Le curieux, le voyeur, le flâneur, celui qui se laisse volontiers aguicher par la vie, par la vue, par les sens et bien sûr par les textes qui parlent à l’esprit et au corps y trouvera une distraction propre à stimuler son imagination, sa culture, ses expériences et ses fantasmes. Celui qui s’intéresse à l’évolution de la société y verra le marqueur d’une époque qui change. Questionnons-la, justement, cette époque, au travers de l’usage qu’elle fait du sexe et sa manière de l’afficher, de le montrer, de le revendiquer.

Quelles peuvent être les motivations de celui qui s’en va faire un stage pour apprendre les rudiments du masochisme ? Pourquoi les jeunes Japonais se passionnent-ils pour l’Air Sex et la simulation de l’acte sexuel parfois davantage que pour le sexe lui-même ? Quel est ce monde qui voit de plus en plus d’individus ne pas choisir définitivement une orientation sexuelle ? Que peuvent apporter les sites de rencontres dans la rationalisation du choix du partenaire amoureux ? Peut-on préserver des acquis sociaux en se mettant en grève du sexe ? Le latex est-il une seconde peau ou tout le contraire d’un épiderme ? La prostate est-elle le point G de l’homme ? Peut-on faire l’amour à la terre ferme en frottant son sexe contre le sol ? Pourquoi Jean-Paul II a-t-il été adoré dans un monde érotisé quand lui-même n’a cessé de lutter contre l’émancipation sexuelle ?

En répondant à des questions que nous ne nous posons pas, ce dictionnaire nous prend gentiment par la main, il nous poke (comme on dit sur Facebook), il nous tapote l’épaule et nous chuchote : « Viens… » Il entraîne sur des sentiers que nous n’aurions pas eu l’idée d’emprunter. Il faut le lire en se laissant guider par le hasard à la manière des libertins du XVIIIe siècle qui, les yeux bandés, avançaient à tâtons en se laissant surprendre par l’inattendu.

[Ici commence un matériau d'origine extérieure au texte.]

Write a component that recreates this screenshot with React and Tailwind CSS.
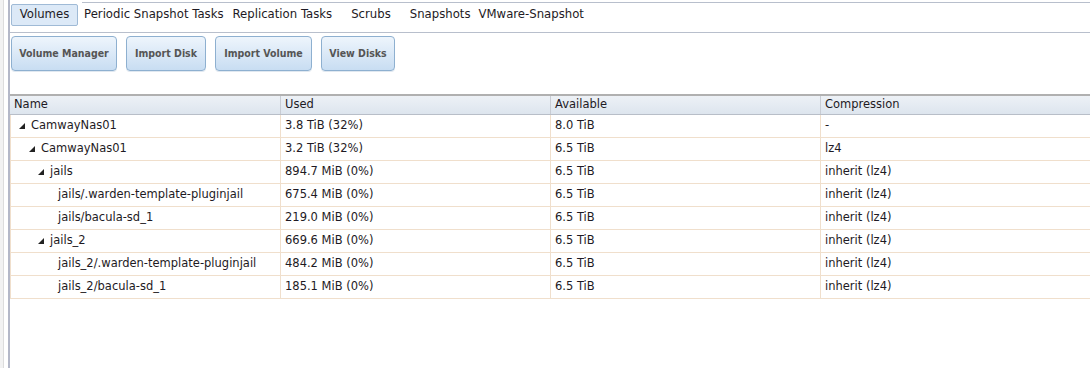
const tabs = [
  { label: "Periodic Snapshot Tasks", ml: "ml-[6px]" },
  { label: "Replication Tasks", ml: "ml-[9px]" },
  { label: "Scrubs", ml: "ml-[19px]" },
  { label: "Snapshots", ml: "ml-[19px]" },
  { label: "VMware-Snapshot", ml: "ml-[8px]" },
];

const buttons = [
  { label: "Volume Manager", w: "w-[106px]" },
  { label: "Import Disk", w: "w-[80px]" },
  { label: "Import Volume", w: "w-[97px]" },
  { label: "View Disks", w: "w-[74px]" },
];

const rows = [
  { name: "CamwayNas01", level: 0, open: true, used: "3.8 TiB (32%)", avail: "8.0 TiB", comp: "-" },
  { name: "CamwayNas01", level: 1, open: true, used: "3.2 TiB (32%)", avail: "6.5 TiB", comp: "lz4" },
  { name: "jails", level: 2, open: true, used: "894.7 MiB (0%)", avail: "6.5 TiB", comp: "inherit (lz4)" },
  { name: "jails/.warden-template-pluginjail", level: 3, used: "675.4 MiB (0%)", avail: "6.5 TiB", comp: "inherit (lz4)" },
  { name: "jails/bacula-sd_1", level: 3, used: "219.0 MiB (0%)", avail: "6.5 TiB", comp: "inherit (lz4)" },
  { name: "jails_2", level: 2, open: true, used: "669.6 MiB (0%)", avail: "6.5 TiB", comp: "inherit (lz4)" },
  { name: "jails_2/.warden-template-pluginjail", level: 3, used: "484.2 MiB (0%)", avail: "6.5 TiB", comp: "inherit (lz4)" },
  { name: "jails_2/bacula-sd_1", level: 3, used: "185.1 MiB (0%)", avail: "6.5 TiB", comp: "inherit (lz4)" },
];

const indents = ["pl-[8px]", "pl-[18px]", "pl-[27px]", "pl-[47px]"];

const Expander = () => (
  <svg width="6" height="6" viewBox="0 0 6 6" className="mr-[6px] shrink-0">
    <polygon points="6,0 6,6 0,6" fill="#222" />
  </svg>
);

export default function App() {
  return (
    <div className="w-[1090px] h-[368px] bg-white flex overflow-hidden text-[#1e1a24] font-['DejaVu_Sans',sans-serif] text-[11.5px]">
      {/* left frame edges */}
      <div className="w-[8px] shrink-0 border-l-[3px] border-l-[#f2f2f2] flex">
        <div className="w-px bg-[#dcdcdc]" />
      </div>
      <div className="w-[2px] shrink-0 bg-[#b4b8c8]" />

      <div className="flex-1 flex flex-col">
        {/* tabs */}
        <div className="h-[33px] flex items-end border-b border-[#b8bfcc] relative">
          <div className="absolute left-[72px] right-0 top-[2px] h-px bg-[#b8bfcc]" />
          <div className="flex items-center h-[30px] pb-[4px] text-[11.7px]">
            <div className="ml-[1px] w-[67px] h-[22px] flex items-center justify-center bg-[#dce9f7] border border-[#9fbad6] rounded-[2px]">
              Volumes
            </div>
            {tabs.map((t) => (
              <div key={t.label} className={t.ml}>
                {t.label}
              </div>
            ))}
          </div>
        </div>

        {/* action buttons */}
        <div className="flex gap-[9px] pl-[1px] pt-[3px] h-[61px]">
          {buttons.map((b) => (
            <div
              key={b.label}
              className={`${b.w} h-[35px] flex items-center justify-center whitespace-nowrap rounded-[4px] border border-[#8eb0d0] bg-gradient-to-b from-[#eef5fc] to-[#c8ddf2] font-bold text-[#555] text-[10.5px] font-['DejaVu_Sans_Condensed','DejaVu_Sans',sans-serif] shadow-[0_1px_0_#e0e8f0]`}
            >
              {b.label}
            </div>
          ))}
        </div>

        {/* table */}
        <div className="border-t-2 border-[#b0b0b0]">
          <div className="grid grid-cols-[270px_270px_270px_1fr] h-[19px] bg-gradient-to-b from-[#edf1f6] to-[#dde5ee] border-b border-[#b8bec8]">
            {["Name", "Used", "Available", "Compression"].map((h, i) => (
              <div key={h} className={`flex items-center pl-[4px] ${i > 0 ? "border-l border-[#c8ccd4]" : ""}`}>
                {h}
              </div>
            ))}
          </div>
          {rows.map((r, idx) => (
            <div key={idx} className="grid grid-cols-[270px_270px_270px_1fr] h-[23px] border-b border-[#f0dfcc]">
              <div className={`flex items-center border-l border-[#f0dfcc] ${indents[r.level]}`}>
                {r.open && <Expander />}
                {r.name}
              </div>
              <div className="flex items-center pl-[4px] border-l border-[#f0dfcc]">{r.used}</div>
              <div className="flex items-center pl-[4px] border-l border-[#f0dfcc]">{r.avail}</div>
              <div className="flex items-center pl-[4px] border-l border-[#f0dfcc]">{r.comp}</div>
            </div>
          ))}
        </div>
      </div>
    </div>
  );
}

Quand j’ai ce dictionnaire en main, quand je le feuillette au hasard des entrées, je pense au générique de cette émission sur le cinéma. Un homme traverse un couloir, ouvre des portes derrière lesquelles est projeté un film. Il ouvre, referme, change de porte et recommence. Ce dictionnaire est comme ça. C’est un couloir sombre et silencieux traversé par un lecteur qui franchit ses entrées comme ce personnage ouvre des portes. Il ignore ce qu’il y a derrière et c’est ça qui est bon.

Zizi

Je ne m’attendais pas à ce que l’on me confie la préface de ce dictionnaire. Veinard. Je le dois sans doute à Zizi The Kid, récit de mes découvertes sexuelles lorsqu’enfant je feuilletais en douce Playboy, caché derrière un canapé chez mon oncle et ma tante. À l’époque, nous portions des pattes d’éléphant et Pierre Perret annonçait déjà ce dictionnaire sans le savoir en chantant « Tout, tout, tout, vous saurez tout sur le zizi ».

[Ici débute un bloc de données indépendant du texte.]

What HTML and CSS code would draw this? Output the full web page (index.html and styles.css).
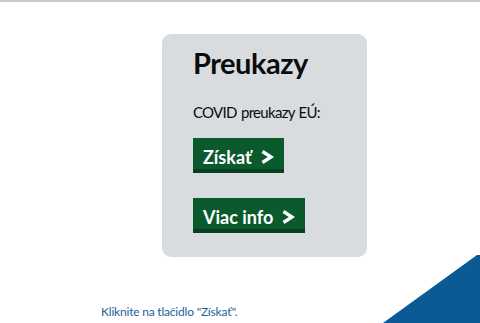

Je ne suis pas un parangon de vertu mais je ne suis pas non plus un fanatique de l’explicite. Il y a pour moi comme un gâchis à tout dire et tout montrer. Je crois au voile de l’allégorie, de la métaphore, à la périphrase et aux allusions ; j’aime le flou artistique qui est pour moi l’antichambre du désir. Je dis souvent qu’une époque qui sème la confusion entre jardin secret et jardin public est une époque qui ne sait plus distinguer l’intériorité de l’exhibition. Je me méfie ainsi de ceux qui portent leur orientation sexuelle en bandoulière comme un uniforme. Ils ne valent généralement pas mieux qu’un caporal-chef intolérant. J’aime bien tâtonner, ne pas tout voir, je n’aime pas la crudité. J’aime bien deviner. Je crois aux interdits qui stimulent la curiosité comme je crois aux énigmes qui décuplent l’imagination.

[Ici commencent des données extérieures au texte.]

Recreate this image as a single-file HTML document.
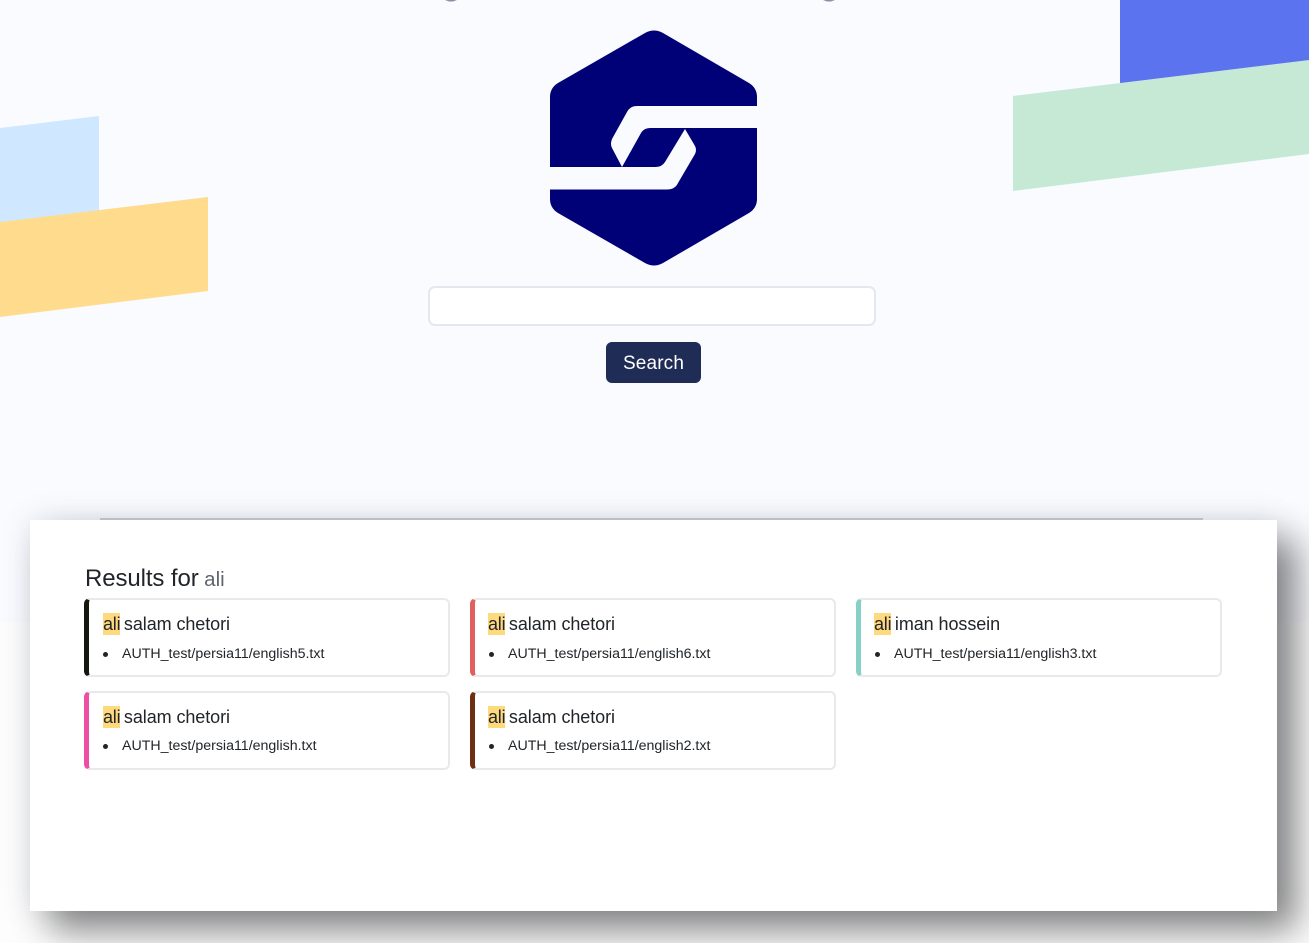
<!DOCTYPE html>
<html><head><meta charset="utf-8"><style>
html,body{margin:0;padding:0;width:1309px;height:943px;overflow:hidden;background:#fdfdfd;font-family:"Liberation Sans",sans-serif;color:#212529}
.bg{position:absolute;left:0;top:0;width:1309px;height:622px;background:#fafbff}
svg{position:absolute;left:0;top:0}
.inp{position:absolute;left:428px;top:286px;width:444px;height:36px;background:#fff;border:2px solid #e4e7f0;border-radius:7px}
.btn{position:absolute;left:606px;top:342px;width:95px;height:41px;background:#1f2d56;border-radius:6px;color:#fff;font-size:19px;line-height:44px;text-align:center;letter-spacing:.15px}
.line{position:absolute;left:100px;top:518px;width:1103px;height:2px;background:#cdd2dc}
.panel{position:absolute;left:30px;top:520px;width:1247px;height:391px;background:#fff;box-shadow:20px 20px 34px rgba(0,0,0,.46),0 0 30px rgba(60,70,110,.12)}
.h{position:absolute;left:85px;top:564.500px;font-size:24px;line-height:28px;white-space:nowrap;letter-spacing:-.1px}
.h span{color:#5f656c;font-size:20.5px;letter-spacing:0;margin-left:-1px}
.c{position:absolute;width:359px;height:75px;background:#fff;border:2px solid #e8e9eb;border-left:5px solid #000;border-radius:6px;box-sizing:content-box}
.t{position:absolute;left:14px;top:12px;font-size:18px;line-height:24px;white-space:nowrap;color:#212529;letter-spacing:-.08px}
.t2{left:13px}
.t mark{background:#ffd97d;color:#212529;padding:0;display:inline-block;width:17px;height:22px;line-height:22px;text-align:left;letter-spacing:-.2px;margin-right:-1px}
.p{position:absolute;left:33px;top:45px;font-size:14.2px;line-height:18px;white-space:nowrap}
.p:before{content:"";position:absolute;left:-19px;top:7px;width:5px;height:5px;border-radius:50%;background:#212529}
</style></head><body>
<div class="bg"></div>
<svg width="1309" height="943" viewBox="0 0 1309 943">
<polygon points="1120,0 1309,0 1309,70 1120,90" fill="#5b73ee"/>
<polygon points="1013,96 1309,60 1309,154 1013,191" fill="#c6e9d6"/>
<polygon points="0,128 99,116 99,230 0,240" fill="#cfe8ff"/>
<polygon points="0,222 208,197 208,291 0,317" fill="#ffdb8d"/>
<path d="M645 33Q654 28 663 33L749 83Q757 88 757 97V106H637Q630 106 627 112L612 139Q610 144 612 148L622 167L641 133Q644 128 650 128H757V199Q757 208 749 213L663 263Q654 268 645 263L558 213Q550 208 550 199V189.500H667Q675 189.500 678 183L695 154Q697 150 695 146L685 129L665 162Q662 167 655 167H550V97Q550 88 558 83Z" fill="#000077"/>
<path d="M445 0H457L453 1.500H449Z" fill="#8a8fa5"/>
<path d="M823 0H835L831 1.500H827Z" fill="#8a8fa5"/>
</svg>
<div class="inp"></div>
<div class="btn">Search</div>
<div class="line"></div>
<div class="panel"></div>
<div class="h">Results for <span>ali</span></div>
<div class="c" style="left:84px;top:598px;border-left-color:#14170d"><div class="t"><mark>ali</mark> salam chetori</div><div class="p">AUTH_test/persia11/english5.txt</div></div>
<div class="c" style="left:470px;top:598px;border-left-color:#e0605f"><div class="t t2"><mark>ali</mark> salam chetori</div><div class="p">AUTH_test/persia11/english6.txt</div></div>
<div class="c" style="left:856px;top:598px;border-left-color:#86d0c6"><div class="t t2"><mark>ali</mark> iman hossein</div><div class="p">AUTH_test/persia11/english3.txt</div></div>
<div class="c" style="left:84px;top:691px;border-left-color:#ee4fa5"><div class="t"><mark>ali</mark> salam chetori</div><div class="p" style="top:44px">AUTH_test/persia11/english.txt</div></div>
<div class="c" style="left:470px;top:691px;border-left-color:#6f2f13"><div class="t t2"><mark>ali</mark> salam chetori</div><div class="p" style="top:44px">AUTH_test/persia11/english2.txt</div></div>
</body></html>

Pas non plus inconditionnel des clichés de David Hamilton, je suis sensible à la puissance évocatrice des souvenirs, des odeurs et des mots. Pour moi, le sexe est une silhouette silencieuse et furtive, rarement une image gratuite et encore moins une information. J’avoue que l’étude clinique des comportements sexuels, l’approche méthodique du fétichisme, la description outillée des séances de sadisme ou la fiche technique d’un canard vibrant me laissent de marbre. Je me désespère également de la codification des relations amoureuses telle qu’elle est désormais pratiquée sur les sites de rencontres. Avant même d’être surpris par l’autre, on a déjà renseigné des dizaines de critères qui permettent de ne pas se tromper. C’est en chassant l’aléa, bien évidemment, que l’on se trompe. La rencontre est toujours un risque, celui de décevoir ou d’être déçu. Aimer, c’est risquer. Jouir, c’est oser.